Gov. Brian Kemp used his emergency powers to extend an executive order that limits legal liability for Georgia’s hospitals and medical workers during the coronavirus pandemic, while also including a provision that specifically excludes abortion providers from the protections.
The order signed Tuesday renews authority first granted in April that designates hospitals and frontline medical staffers as “auxiliary emergency management workers” and provides them additional legal protection from personal injury lawsuits during the pandemic.
For the first time, however, the Republican also specifically exempts from protection the medical employees who perform abortions. His office said in a statement the decision will not affect facilities that doctors use to perform abortions.

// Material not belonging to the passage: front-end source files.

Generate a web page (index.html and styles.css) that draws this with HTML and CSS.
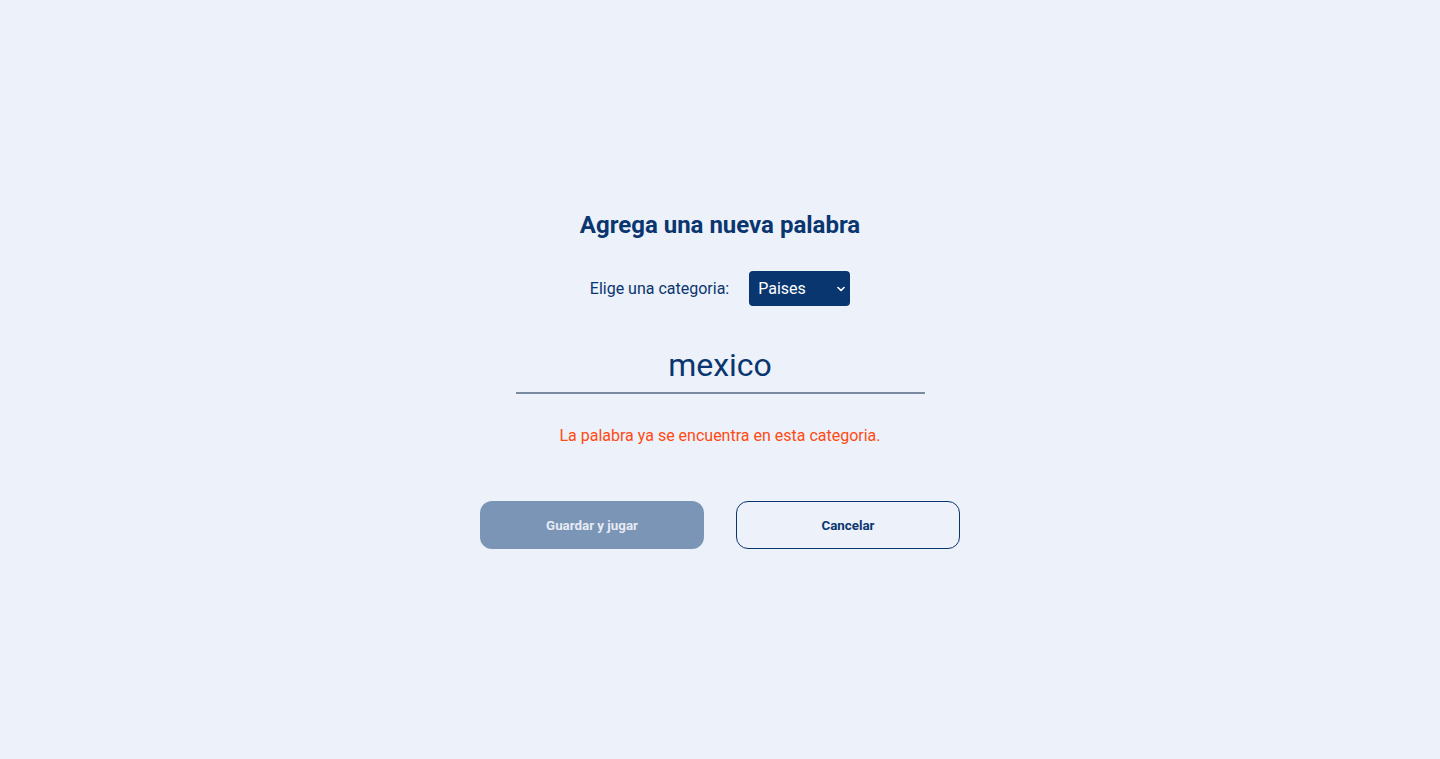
FILE: index.html
```html
<!DOCTYPE html>
<html lang="es">
<head>
<meta charset="utf-8">
<title>Agrega una nueva palabra</title>
<link rel="stylesheet" href="styles.css">
</head>
<body>
<main class="page">
  <h1 class="title">Agrega una nueva palabra</h1>
  <div class="category-row">
    <label class="category-label" for="cat">Elige una categoria:</label>
    <span class="select-wrap">
      <select id="cat" class="category-select">
        <option>Paises</option>
      </select>
      <svg class="chevron" width="8" height="6" viewBox="0 0 8 6" aria-hidden="true"><path d="M1 1.5 L4 4.5 L7 1.5" fill="none" stroke="#ffffff" stroke-width="1.6" stroke-linecap="round" stroke-linejoin="round"/></svg>
    </span>
  </div>
  <input class="word-input" type="text" value="mexico">
  <p class="error">La palabra ya se encuentra en esta categoria.</p>
  <div class="actions">
    <button class="btn btn-primary" disabled>Guardar y jugar</button>
    <button class="btn btn-outline">Cancelar</button>
  </div>
</main>
</body>
</html>
```
FILE: styles.css
```css
html, body {
  margin: 0;
  padding: 0;
}
body {
  background: #edf1fa;
  font-family: Roboto, "Liberation Sans", sans-serif;
  color: #0a3670;
}
.page {
  min-height: 759px;
  display: flex;
  flex-direction: column;
  align-items: center;
  justify-content: center;
}
.title {
  margin: 0;
  font-size: 24px;
  font-weight: 700;
  line-height: 28px;
  color: #0a3670;
}
.category-row {
  margin-top: 32px;
  display: flex;
  align-items: center;
  gap: 20px;
}
.category-label {
  font-size: 16px;
  color: #0a3670;
}
.select-wrap {
  position: relative;
  display: inline-block;
}
.category-select {
  appearance: none;
  -webkit-appearance: none;
  width: 101px;
  height: 35px;
  border: none;
  border-radius: 4px;
  background: #0a3670;
  color: #ffffff;
  font-family: Roboto, "Liberation Sans", sans-serif;
  font-size: 16px;
  padding: 0 0 0 9px;
  margin: 0;
  display: block;
}
.chevron {
  position: absolute;
  right: 5px;
  top: 15px;
  pointer-events: none;
}
.word-input {
  margin-top: 40px;
  width: 409px;
  box-sizing: border-box;
  border: none;
  border-bottom: 2px solid #7a8aa1;
  background: transparent;
  font-family: Roboto, "Liberation Sans", sans-serif;
  font-size: 32px;
  line-height: 38px;
  height: 48px;
  padding: 0 0 8px 0;
  text-align: center;
  color: #0a3670;
  outline: none;
}
.error {
  margin: 32px 0 0 0;
  font-size: 16px;
  line-height: 19px;
  color: #ff4a12;
}
.actions {
  margin-top: 56px;
  display: flex;
  gap: 32px;
}
.btn {
  width: 224px;
  height: 48px;
  border-radius: 12px;
  font-family: Roboto, "Liberation Sans", sans-serif;
  font-size: 13.333px;
  font-weight: 700;
  box-sizing: border-box;
  padding: 1px 0 0 0;
}
.btn-primary {
  background: #7b95b6;
  border: none;
  color: #e6ebf4;
}
.btn-outline {
  background: transparent;
  border: 1px solid #0a3670;
  color: #0a3670;
}
```
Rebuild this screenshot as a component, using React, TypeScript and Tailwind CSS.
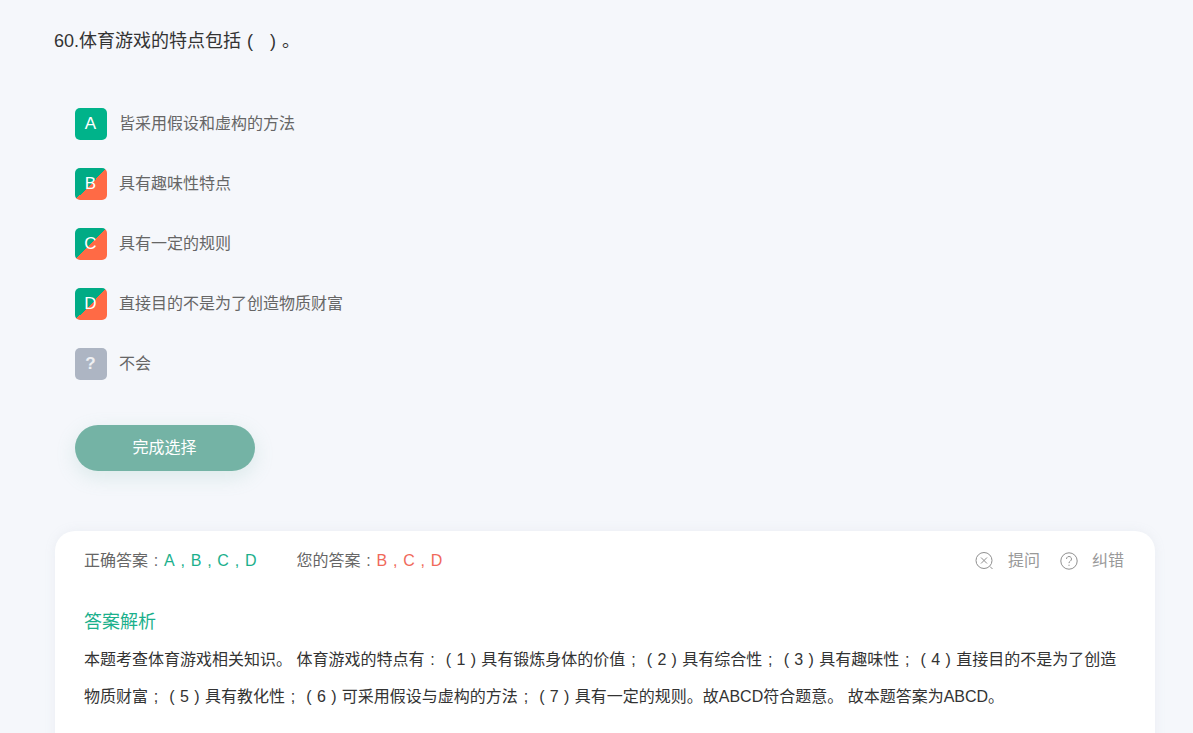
import React from 'react';

const options = [
  { key: 'A', text: '皆采用假设和虚构的方法', split: false },
  { key: 'B', text: '具有趣味性特点', split: true },
  { key: 'C', text: '具有一定的规则', split: true },
  { key: 'D', text: '直接目的不是为了创造物质财富', split: true },
];

// the screenshot's font centres this punctuation in its full-width box
const boxed: Record<string, string> = { '（': '(', '）': ')', '：': ':', '；': ';', '，': ',' };

const Punct = ({ text }: { text: string }) => (
  <>
    {text.split(/([（）：；，])/).map((part, i) =>
      boxed[part] ? (
        <span key={i} className="inline-block w-[1em] text-center">
          {boxed[part]}
        </span>
      ) : (
        part
      )
    )}
  </>
);

const Badge = ({ label, split }: { label: string; split: boolean }) => (
  <span
    className={`flex h-8 w-8 shrink-0 items-center justify-center rounded-[5px] pr-px text-[17px] text-white ${
      split ? 'bg-[linear-gradient(135deg,#00ab85_50%,#ff6a45_50%)]' : 'bg-[#00b38a]'
    }`}
  >
    {label}
  </span>
);

const App: React.FC = () => {
  return (
    <div className="h-[733px] overflow-hidden bg-[#f5f7fb] pr-[38px] pl-[55px] pt-[28px] font-['Liberation_Sans','Noto_Sans_CJK_SC',sans-serif]">
      <h2 className="-ml-px h-[26px] text-[18px] leading-[26px] font-normal text-[#333]">
        <Punct text="60.体育游戏的特点包括（ ）。" />
      </h2>

      <div className="mt-[40px] pl-5">
        {options.map((o) => (
          <div key={o.key} className="flex h-[60px] items-center gap-3">
            <Badge label={o.key} split={o.split} />
            <span className="text-base text-[#666]">{o.text}</span>
          </div>
        ))}
        <div className="flex h-[60px] items-center gap-3">
          <span className="flex h-8 w-8 items-center justify-center rounded-[5px] bg-[#adb5c3] pr-px text-[17px] font-bold text-white/80">?</span>
          <span className="text-base text-[#666]">不会</span>
        </div>

        <button className="mt-[31px] block h-[46px] w-[180px] rounded-[23px] bg-[#74b3a5] pr-px text-base text-white shadow-[0_6px_20px_rgba(116,179,165,0.2)]">
          完成选择
        </button>
      </div>

      <div className="mt-[60px] h-[260px] rounded-t-[20px] bg-white px-[30px] pt-5 shadow-[0_0_12px_rgba(150,160,180,0.1)]">
        <div className="flex h-5 items-center justify-between text-base leading-5">
          <div className="-ml-px flex">
            <span className="text-[#666]">
              <Punct text="正确答案：" />
              <span className="text-[#1bb08c]">
                <Punct text="A，B，C，D" />
              </span>
            </span>
            <span className="ml-10 text-[#666]">
              <Punct text="您的答案：" />
              <span className="text-[#f0695a]">
                <Punct text="B，C，D" />
              </span>
            </span>
          </div>
          <div className="flex items-center pr-px text-[#999]">
            <svg width="20" height="20" viewBox="0 0 20 20" fill="none" stroke="#8f8f8f" strokeWidth="1">
              <circle cx="9" cy="9.5" r="8" />
              <path d="M6 6.5l6 6M12 6.5l-6 6M15 15.5l2.5 2.5" />
            </svg>
            <span className="ml-[13px]">提问</span>
            <svg className="ml-5" width="18" height="18" viewBox="0 0 18 18" fill="none" stroke="#8f8f8f" strokeWidth="1">
              <circle cx="9" cy="9" r="8.2" />
              <path d="M6.5 7a2.5 2.5 0 1 1 3.8 2.1c-.9.6-1.3 1-1.3 2" />
              <path d="M9 12.7v1.2" />
            </svg>
            <span className="ml-[14px]">纠错</span>
          </div>
        </div>

        <h3 className="mt-[38px] -ml-px text-lg leading-[26px] font-normal text-[#1bb08c]">答案解析</h3>
        <p className="mt-[6px] -ml-px text-base leading-[37px] text-[#333]">
          <Punct text="本题考查体育游戏相关知识。 体育游戏的特点有：（1）具有锻炼身体的价值；（2）具有综合性；（3）具有趣味性；（4）直接目的不是为了创造" />
          <br />
          <Punct text="物质财富；（5）具有教化性；（6）可采用假设与虚构的方法；（7）具有一定的规则。故ABCD符合题意。 故本题答案为ABCD。" />
        </p>
      </div>
    </div>
  );
};

export default App;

“It should come as no surprise that elective abortions are not emergency management activities,” Kemp spokeswoman Candice Broce said. “Abortion providers are undeserving of enhanced liability protections because they are doing nothing to fight COVID-19 in Georgia.”
Kemp ran for governor on a promise to limit abortions, and last year he signed into law one of the nation’s strictest anti-abortion measures. It seeks to outlaw most abortions once a doctor can detect a fetus’ “heartbeat” — usually about six weeks into a pregnancy — and was soon challenged in court.
It was a more nuanced step than those taken by other Republican-led states to limit abortions during the pandemic. Texas officials said abortions should be delayed to preserve lifesaving protective gear before abandoning the fight amid a legal dispute that went to the U.S. Supreme Court.
And abortion rights groups sued to stop a group of states that included Alabama, Arkansas, Louisiana, Ohio, Oklahoma and Tennessee that sought to delay abortions by including the procedure in lists of nonessential procedures.
In Georgia, supporters of abortion rights have closely watched Kemp’s emergency orders for signs of restrictions. Staci Fox, the chief executive of Atlanta-based Planned Parenthood Southeast Advocates, said the organization’s attorneys are reviewing Kemp’s decision.
“Abortion is essential and it remains legal in the state of Georgia,” Fox said. “The governor’s order regarding legal immunity does not impact a patient’s ability to access abortion.”
Anti-abortion groups praised the governor’s stance. Cole Muzio of the Family Policy Alliance of Georgia said doctors and first responders are the “heroes who deserve legal protection” and not abortion providers.
“We will protect the innocent and defend those who use medicine to save and to heal,” said Muzio, who added that the same legal protections should not extend to those “who willfully ignore science and decency in order to promote a barbaric ideology.”
But Kemp is also facing pressure from some anti-abortion activists to take a more aggressive approach and halt all abortions. The Georgia Right to Life group launched an online petition pressing Kemp to shutter abortion facilities during the pandemic.
When he issued his original order in April, Kemp’s decision to limit the legal liability of some medical providers was hailed by hospital executives as much-needed help for a strained health care system, though watchdog groups and legal advocates worried that he went too far.
The governor’s order doesn’t protect staff or facilities from liability in the case of intentional harm or “gross negligence,” a legal standard that can trigger punitive damage awards in liability cases. It also limits liability for issues beyond COVID-19, the disease caused by the coronavirus.
Kemp’s initial order, signed April 14, didn’t include abortion providers in a broader grouping of hospitals, surgical and diagnostic centers, mobile clinics, rehab facilities, nursing homes and assisted living communities that were granted legal protections.
His follow-up order Tuesday specifically excluded them, saying “in no case shall workers providing or performing services in or in conjunction with healthcare facilities” that carry out abortions be granted the protections under his order.